Online Courses vs Membership Training: Which Model Works Better?

If you sell training, you eventually face a simple choice: sell a course once, or build a membership people pay for over time. Both models can work. The better option depends on what you teach, how often your content needs updates, and whether your customers want a clear finish line or ongoing support.

What an online course model looks like

A course is usually a structured program sold for a one time price. Buyers expect a clear start and finish. The promise is a specific outcome, like learning a skill, passing a certification, or implementing a process. Courses work best when the content stays useful for a long time and the buyer wants to complete it at their own pace.

What a membership training model looks like

A membership is recurring access to a library, ongoing lessons, updates, or community support. It works when the audience wants regular training rather than a single transformation. Memberships are common in fitness, coaching, professional development, and any niche where people improve through repetition and continued guidance.

How to choose between courses and memberships

Look at how your customers measure success

If success has a clear endpoint, a course is usually the better fit. If success is ongoing, like getting better each month or staying current, a membership fits more naturally. People do not want to pay monthly for something they can finish in a weekend unless there is ongoing value.

Consider content freshness and updates

If your topic changes often, a membership helps because updates are part of the promise. If your topic is stable, a course is easier to maintain. Courses can still be updated, but constant changes can create a support burden and reduce satisfaction if buyers feel the course is always incomplete.

Think about customer motivation

Courses attract buyers who want to get in, learn, and move on. Memberships attract buyers who want to stay engaged and keep improving. Neither is better, but they behave differently. If your audience tends to lose motivation without accountability, a membership with regular prompts can improve completion.

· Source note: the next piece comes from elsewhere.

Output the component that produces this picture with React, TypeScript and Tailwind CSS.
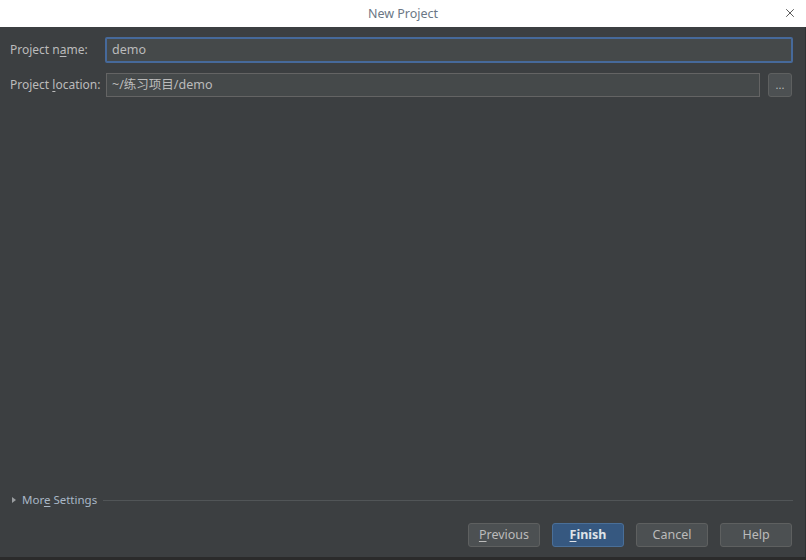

Match the model to your sales process

Courses are easier to sell with a clear promise and a single price. Memberships are easier to sell when people already trust you, or when you can offer a low friction entry point. Memberships often convert best when paired with free previews or a short trial.

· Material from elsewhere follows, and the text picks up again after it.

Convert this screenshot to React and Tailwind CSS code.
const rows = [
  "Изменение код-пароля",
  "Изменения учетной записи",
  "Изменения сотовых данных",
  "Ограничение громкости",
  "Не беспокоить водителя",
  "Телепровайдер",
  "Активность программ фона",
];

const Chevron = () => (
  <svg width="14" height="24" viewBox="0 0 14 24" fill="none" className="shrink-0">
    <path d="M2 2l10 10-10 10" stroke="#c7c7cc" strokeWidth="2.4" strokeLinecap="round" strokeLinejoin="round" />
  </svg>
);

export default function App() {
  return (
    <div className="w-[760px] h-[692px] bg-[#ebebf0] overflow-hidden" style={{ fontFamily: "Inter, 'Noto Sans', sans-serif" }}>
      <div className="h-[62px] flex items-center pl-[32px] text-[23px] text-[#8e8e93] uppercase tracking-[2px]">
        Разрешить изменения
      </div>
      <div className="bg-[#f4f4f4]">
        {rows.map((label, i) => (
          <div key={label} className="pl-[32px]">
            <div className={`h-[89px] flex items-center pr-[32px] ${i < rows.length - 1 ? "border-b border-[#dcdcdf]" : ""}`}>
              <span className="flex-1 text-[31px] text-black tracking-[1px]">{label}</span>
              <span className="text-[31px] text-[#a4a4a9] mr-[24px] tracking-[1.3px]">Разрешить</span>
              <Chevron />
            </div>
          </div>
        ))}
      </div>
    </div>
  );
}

Pros and cons of online courses

  • Clear outcome and structured path, which improves buyer confidence.
  • One time payment can be easier for new customers to justify.
  • Revenue tends to spike around launches, then drop between campaigns.
  • Completion rates can be low if buyers do not have accountability.
  • Support can be simpler if the course does not change often.

Pros and cons of membership training

  • Recurring revenue is more predictable when retention is strong.
  • Ongoing updates give subscribers a reason to stay engaged.
  • Requires consistent releases or community activity to prevent churn.
  • More customer touchpoints, which can increase support needs.
  • Retention becomes as important as acquisition.

What works best in practice

Many businesses combine both. A course can act as the structured foundation, while a membership offers ongoing training, updates, and community support. This hybrid approach works well because it lets customers choose what fits their needs. People who want a clear finish line buy the course. People who want ongoing guidance join the membership.

Another common pattern is using a course as the entry product and offering a membership as the next step. If the course delivers a result, the membership can help maintain it. This approach often improves long term revenue without forcing every buyer into a subscription.

Which model works better for businesses and teams

For businesses, courses can work for onboarding or specific internal skills. Membership training tends to work better for ongoing enablement, recurring compliance training, or continuous improvement programs. Team buyers often prefer licensing options that scale with headcount, regardless of whether the content is delivered as a course or membership.

Tools that help

If you want the flexibility to offer both models, use a platform that supports one time payments, subscriptions, and team access. With AudiencePlayer, you can launch structured courses, build a training library for members, and track engagement so you can see what keeps learners active.

FAQ

Which model makes more money over time?

Memberships can outperform courses if retention is strong. Courses can win when you have consistent launches and high conversion.

Do memberships churn more than courses?

Yes, because memberships are recurring. If you do not keep delivering value, people cancel. Courses do not have the same renewal pressure.

Should I start with a course or a membership?

Start with a course if you can promise a clear outcome. Start with a membership if your niche needs ongoing training and regular updates.

Can I offer both without confusing customers?

Yes. Keep the difference simple: the course is structured and finite, the membership is ongoing support and updates.

What pricing tends to work best for membership training?

Pricing depends on value and audience, but monthly plans with an annual option usually reduce churn and increase retention.